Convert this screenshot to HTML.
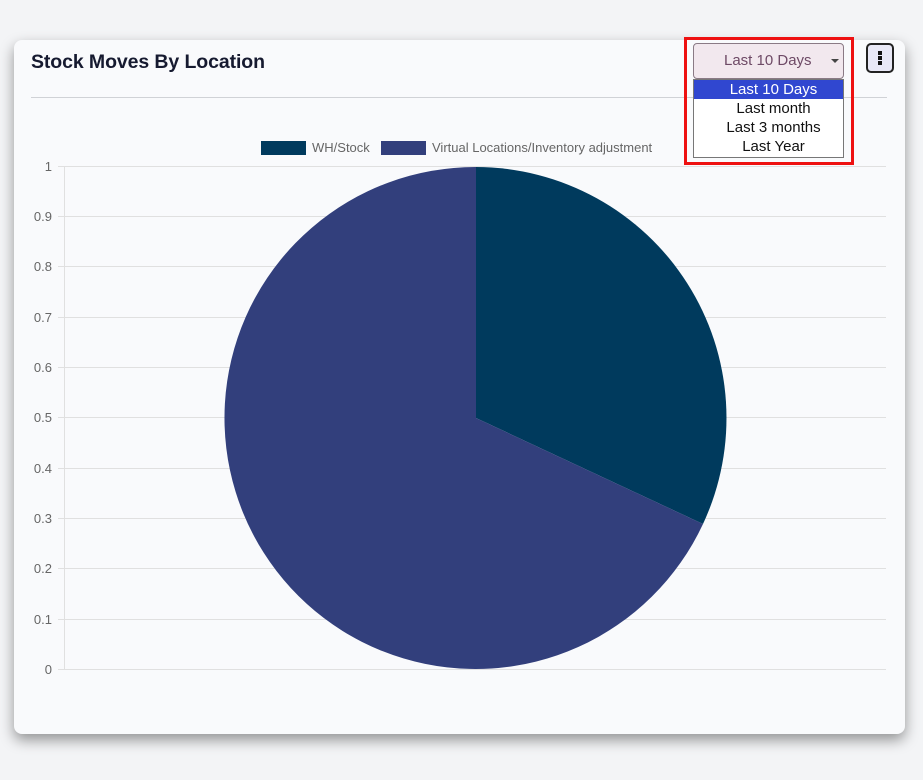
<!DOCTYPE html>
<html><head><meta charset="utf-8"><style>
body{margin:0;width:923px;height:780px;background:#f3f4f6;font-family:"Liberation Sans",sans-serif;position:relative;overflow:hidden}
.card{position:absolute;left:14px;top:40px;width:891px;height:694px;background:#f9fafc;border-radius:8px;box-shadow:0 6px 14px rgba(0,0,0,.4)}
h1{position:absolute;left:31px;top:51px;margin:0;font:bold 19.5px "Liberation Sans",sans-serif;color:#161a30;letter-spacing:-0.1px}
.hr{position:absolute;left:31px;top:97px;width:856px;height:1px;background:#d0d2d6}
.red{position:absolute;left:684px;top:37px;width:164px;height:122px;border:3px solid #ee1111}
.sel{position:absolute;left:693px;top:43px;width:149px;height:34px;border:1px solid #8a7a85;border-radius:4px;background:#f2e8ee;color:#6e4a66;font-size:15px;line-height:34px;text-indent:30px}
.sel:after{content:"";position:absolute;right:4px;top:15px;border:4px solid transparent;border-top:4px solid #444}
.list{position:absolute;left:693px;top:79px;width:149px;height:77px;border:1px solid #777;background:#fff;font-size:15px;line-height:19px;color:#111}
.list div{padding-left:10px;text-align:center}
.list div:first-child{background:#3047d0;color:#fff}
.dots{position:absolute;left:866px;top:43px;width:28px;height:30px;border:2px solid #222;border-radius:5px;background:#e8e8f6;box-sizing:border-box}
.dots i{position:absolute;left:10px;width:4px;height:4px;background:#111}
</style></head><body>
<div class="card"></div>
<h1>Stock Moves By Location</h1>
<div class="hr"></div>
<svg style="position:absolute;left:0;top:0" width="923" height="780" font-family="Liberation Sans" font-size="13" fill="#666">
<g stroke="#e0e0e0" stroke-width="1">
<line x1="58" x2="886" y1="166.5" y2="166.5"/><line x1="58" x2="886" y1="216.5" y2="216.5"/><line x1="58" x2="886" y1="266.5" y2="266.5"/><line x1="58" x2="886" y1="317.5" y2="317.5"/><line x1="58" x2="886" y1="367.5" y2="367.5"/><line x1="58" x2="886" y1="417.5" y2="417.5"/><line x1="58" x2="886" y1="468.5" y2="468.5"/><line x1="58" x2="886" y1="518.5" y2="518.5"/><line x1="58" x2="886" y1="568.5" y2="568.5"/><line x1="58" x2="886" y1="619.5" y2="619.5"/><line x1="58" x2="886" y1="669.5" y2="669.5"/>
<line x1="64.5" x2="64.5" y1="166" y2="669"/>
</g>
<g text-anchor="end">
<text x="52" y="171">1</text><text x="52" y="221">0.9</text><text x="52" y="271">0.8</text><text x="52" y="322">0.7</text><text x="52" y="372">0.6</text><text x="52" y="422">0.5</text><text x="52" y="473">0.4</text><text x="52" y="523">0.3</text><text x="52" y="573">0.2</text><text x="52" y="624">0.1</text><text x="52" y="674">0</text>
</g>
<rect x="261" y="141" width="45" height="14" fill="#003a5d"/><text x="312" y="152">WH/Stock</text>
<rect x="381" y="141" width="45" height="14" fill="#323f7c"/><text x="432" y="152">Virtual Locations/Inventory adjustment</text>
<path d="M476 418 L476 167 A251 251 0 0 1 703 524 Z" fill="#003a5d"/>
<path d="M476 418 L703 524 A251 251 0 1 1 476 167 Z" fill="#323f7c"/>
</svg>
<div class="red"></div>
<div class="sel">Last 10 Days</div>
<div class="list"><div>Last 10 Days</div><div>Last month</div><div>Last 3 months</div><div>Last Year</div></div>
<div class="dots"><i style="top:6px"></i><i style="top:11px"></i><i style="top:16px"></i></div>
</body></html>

» Your objective
Omit the pictures and output all of the other material exactly.

» Full response
Convert this screenshot to HTML.
<!DOCTYPE html>
<html><head><meta charset="utf-8"><style>
body{margin:0;width:923px;height:780px;background:#f3f4f6;font-family:"Liberation Sans",sans-serif;position:relative;overflow:hidden}
.card{position:absolute;left:14px;top:40px;width:891px;height:694px;background:#f9fafc;border-radius:8px;box-shadow:0 6px 14px rgba(0,0,0,.4)}
h1{position:absolute;left:31px;top:51px;margin:0;font:bold 19.5px "Liberation Sans",sans-serif;color:#161a30;letter-spacing:-0.1px}
.hr{position:absolute;left:31px;top:97px;width:856px;height:1px;background:#d0d2d6}
.red{position:absolute;left:684px;top:37px;width:164px;height:122px;border:3px solid #ee1111}
.sel{position:absolute;left:693px;top:43px;width:149px;height:34px;border:1px solid #8a7a85;border-radius:4px;background:#f2e8ee;color:#6e4a66;font-size:15px;line-height:34px;text-indent:30px}
.sel:after{content:"";position:absolute;right:4px;top:15px;border:4px solid transparent;border-top:4px solid #444}
.list{position:absolute;left:693px;top:79px;width:149px;height:77px;border:1px solid #777;background:#fff;font-size:15px;line-height:19px;color:#111}
.list div{padding-left:10px;text-align:center}
.list div:first-child{background:#3047d0;color:#fff}
.dots{position:absolute;left:866px;top:43px;width:28px;height:30px;border:2px solid #222;border-radius:5px;background:#e8e8f6;box-sizing:border-box}
.dots i{position:absolute;left:10px;width:4px;height:4px;background:#111}
</style></head><body>
<div class="card"></div>
<h1>Stock Moves By Location</h1>
<div class="hr"></div>
<svg style="position:absolute;left:0;top:0" width="923" height="780" font-family="Liberation Sans" font-size="13" fill="#666">
<g stroke="#e0e0e0" stroke-width="1">
<line x1="58" x2="886" y1="166.5" y2="166.5"/><line x1="58" x2="886" y1="216.5" y2="216.5"/><line x1="58" x2="886" y1="266.5" y2="266.5"/><line x1="58" x2="886" y1="317.5" y2="317.5"/><line x1="58" x2="886" y1="367.5" y2="367.5"/><line x1="58" x2="886" y1="417.5" y2="417.5"/><line x1="58" x2="886" y1="468.5" y2="468.5"/><line x1="58" x2="886" y1="518.5" y2="518.5"/><line x1="58" x2="886" y1="568.5" y2="568.5"/><line x1="58" x2="886" y1="619.5" y2="619.5"/><line x1="58" x2="886" y1="669.5" y2="669.5"/>
<line x1="64.5" x2="64.5" y1="166" y2="669"/>
</g>
<g text-anchor="end">
<text x="52" y="171">1</text><text x="52" y="221">0.9</text><text x="52" y="271">0.8</text><text x="52" y="322">0.7</text><text x="52" y="372">0.6</text><text x="52" y="422">0.5</text><text x="52" y="473">0.4</text><text x="52" y="523">0.3</text><text x="52" y="573">0.2</text><text x="52" y="624">0.1</text><text x="52" y="674">0</text>
</g>
<rect x="261" y="141" width="45" height="14" fill="#003a5d"/><text x="312" y="152">WH/Stock</text>
<rect x="381" y="141" width="45" height="14" fill="#323f7c"/><text x="432" y="152">Virtual Locations/Inventory adjustment</text>
<path d="M476 418 L476 167 A251 251 0 0 1 703 524 Z" fill="#003a5d"/>
<path d="M476 418 L703 524 A251 251 0 1 1 476 167 Z" fill="#323f7c"/>
</svg>
<div class="red"></div>
<div class="sel">Last 10 Days</div>
<div class="list"><div>Last 10 Days</div><div>Last month</div><div>Last 3 months</div><div>Last Year</div></div>
<div class="dots"><i style="top:6px"></i><i style="top:11px"></i><i style="top:16px"></i></div>
</body></html>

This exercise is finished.